ÉNERGIE D’après les données fournies par Imerys, jamais dans l’histoire industrielle de l’Allier, une activité n’avait requis une telle mobilisation de ressources et de consommation d’énergie. Au vu de l’ampleur industrielle de ce projet, il est évident que les aspects énergétiques restent, à ce stade, insuffisamment étudiés.

TRANSPORT Le projet devrait dès le départ garantir le transport de la pulpe de mica lithinifère, des déchets et résidus de la conversion par chemin de fer. Cet aspect revêt une dimension symbolique quant à l’exigence environnementale de celui-ci, mais il supprime une quantité de nuisances réelles non négligeable pour les riverains des routes de l’Allier.

EAU Sur la question de l’eau, deux aspects nécessitent des réponses approfondies de la part d’IMERYS. D’une part celui des impacts hydrogéologiques de l’activité minière, d’autre part celui des prélèvements et des consommations d’eau pour l’extraction, la concentration puis la conversion. Dans un contexte de tension croissante sur la disponibilité de la ressource en eau, cette activité minière représente un accroissement important des prélèvements, et à ce titre appelle à la plus grande vigilance.

DÉCHETS Le lithium étant disponible en petite quantité dans le granite (0,9 %), son extraction et sa transformation engendre des quantités importantes de déchets, sous forme de roches et résidus chimiques. L’impact des réactifs utilisés dans le process de conversion n’est pas présenté par Imerys, et suscite des interrogations, en termes de pollution et de risque. Ainsi, la question de la dissémination et du stockage des déchets non valorisables ne laisse pas d’interroger. C’est l’un des impacts les plus lourds et les plus étendus du projet EMILI, malheureusement à ce jour peu évoqué, encore moins évalué.

BIODIVERSITÉ Beauvoir se situe en bordure de la forêt des Colettes, classée Natura 2000, dans le bassin versant de la Bouble. Il est impératif que ce projet ne se fasse pas au détriment de la biodiversité locale. Des oppositions locales fortes existent, légitimement inquiètes de leur cadre de vie, elles doivent être entendues. A ce jour, malheureusement, le porteur du projet ne leur apporte que peu de réponses.

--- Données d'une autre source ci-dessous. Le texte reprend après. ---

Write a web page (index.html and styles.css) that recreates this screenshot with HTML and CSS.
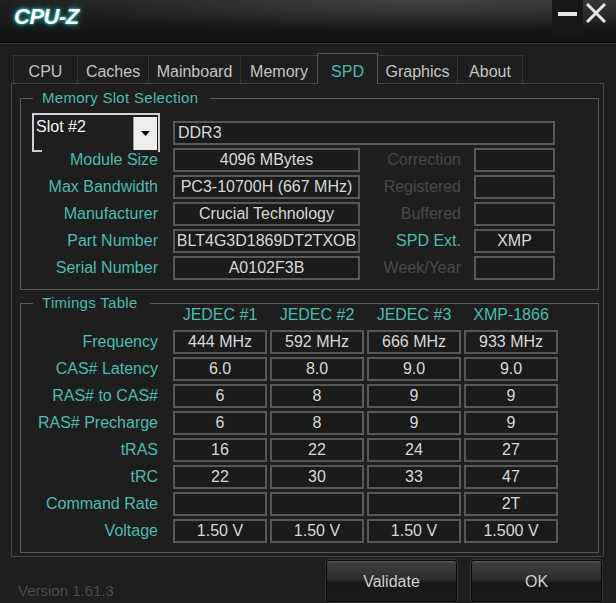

SOCIAL Si le passé minier de cet endroit du département est un atout pour l’acceptabilité du projet, les conditions de travail dans l’extraction des minerais restent éprouvantes. Même si ce n’est plus Germinal, il convient d’être extrêmement attentif aux engagements du porteur du projet concernant ses engagements sociaux, et garantissant de bonnes conditions de travail.

Motion

Réuni le 5 octobre 2024, le Conseil Fédéral des Écologistes :

  • Rappelle que ce projet doit impérativement s’accompagner d’une évolution des pratiques de consommation pour que les usages sobres deviennent la norme, notamment concernant la mobilité électrique qui ne devrait représenter qu’une part raisonnable de nos déplacements futurs, et que des expertises indépendantes doivent compléter les données issues du porteur de projet. Cette réflexion pourrait être le fruit d’une convention citoyenne, suivie d’un débat parlementaire.
  • Demande au porteur de projet une transparence maximum quant à l’établissement précis du volume de ressource productible. La priorité est de connaitre la capacité réelle de ce site de contribuer à la transition des mobilités françaises et européennes. C’est à cette aune-là, que nous pouvons déterminer, la nature des sacrifices que nous sommes collectivement prêts à faire pour permettre la transition.
  • Appelle Imérys et la France à s’engager dans la démarche de certification EITI (Extractive Industries Transparency Initiative)

Concernant le projet, le Conseil Fédéral se prononce pour :

  • L’établissement d’un bilan énergétique global détaillant notamment tous les points de levier dans le sens d’une sobriété, d’une efficacité des process et de l’emploi d’énergies renouvelables ;
  • l’établissement d’un budget carbone élargi tant des process de production eux-mêmes que de l’amortissement carbone du lithium produit (avec explicitation de la démarche de calcul) ;
  • la mise en place d’un plan de gestion quantitatif et qualitatif de tous les déchets du projet EMILI ;
  • La gestion ferroviaire des ressources et des déchets et résidus. Quelle que soit la décision finale, le non-recours au rail pour les projets d’extraction de lithium vaudrait refus par les écologistes.
  • La mise en place d’un Comité de suivi citoyen des eaux.

Enfin, quand Imérys sera en mesure de répondre à toutes les interrogations, et aura pris les engagements précédents, la tenue d’un référendum à l’échelle des départements de l’Allier et du Puy de Dôme.

Aujourd’hui, si le débat a le mérite d’exister au niveau local, il doit ouvrir les portes d’un débat plus large sur le modèle d’extraction que nous voulons et pouvons porter en France dans la perspective d’un modèle économique viable et pérenne en prise avec la réelle limitation des ressources dont il dépend. Le contrôle démocratique de ce projet est indispensable, avant son lancement, et tout au long de l’activité.